We’re sure we’re not alone in needing a little recovery time from Thanksgiving today. After all, plenty of us had more meal than we could handle, along with probably a couple of libations among friends yesterday, that set our zippers to bursting. As I start today the long work of getting back to the original notches that came with my belt, I am aware that I would be having a much worse afternoon without the aid of the chalky little tablets that, to me, will always be among the most lasting signs of better living through chemistry. And for that, I give one last thanks this week.
Glen’s pick: Actually playing games
Video games are great. They are in fact probably the best kind of game. And they’re so great that it’s easy to forget how great playing games in the real world can be. That’s a shame, because playing games in real life is pretty wonderful.
Every Thanksgiving, my three brothers and bunch of other guys from the neighborhood play football. I haven’t participated in this game since I was in elementary school, because football is boring and I was never very good at sports. But I’ve been too busy with this new job to get to the gym in the last two weeks, so I played football with my brothers for the first time in about twenty years. I thought it would be good exercise.

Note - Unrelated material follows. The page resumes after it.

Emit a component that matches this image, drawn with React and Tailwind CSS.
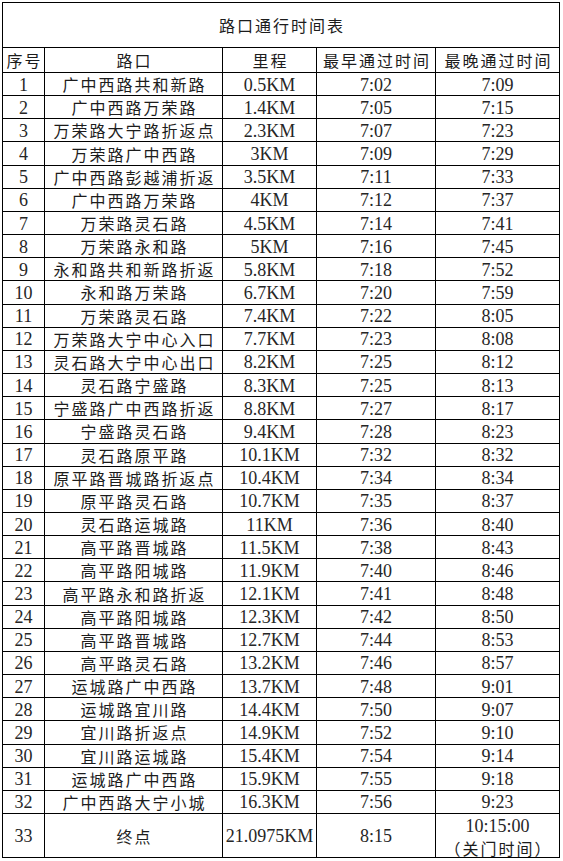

It’s not important how many touchdowns I scored (5), or whether or not I repeatedly dominated my friend Jaryd (I did), but what matters is that it was actually a lot of fun. We could have all played a video game tournament or something, but it wouldn’t have been the same, and I wouldn’t be nearly as sore as I am today.
Growing up as the kid who would rather stay inside playing Dr. Mario than go outside for any reason, I can’t believe I’m saying this, but go outside and play football with your siblings and friends. It’s actually pretty great.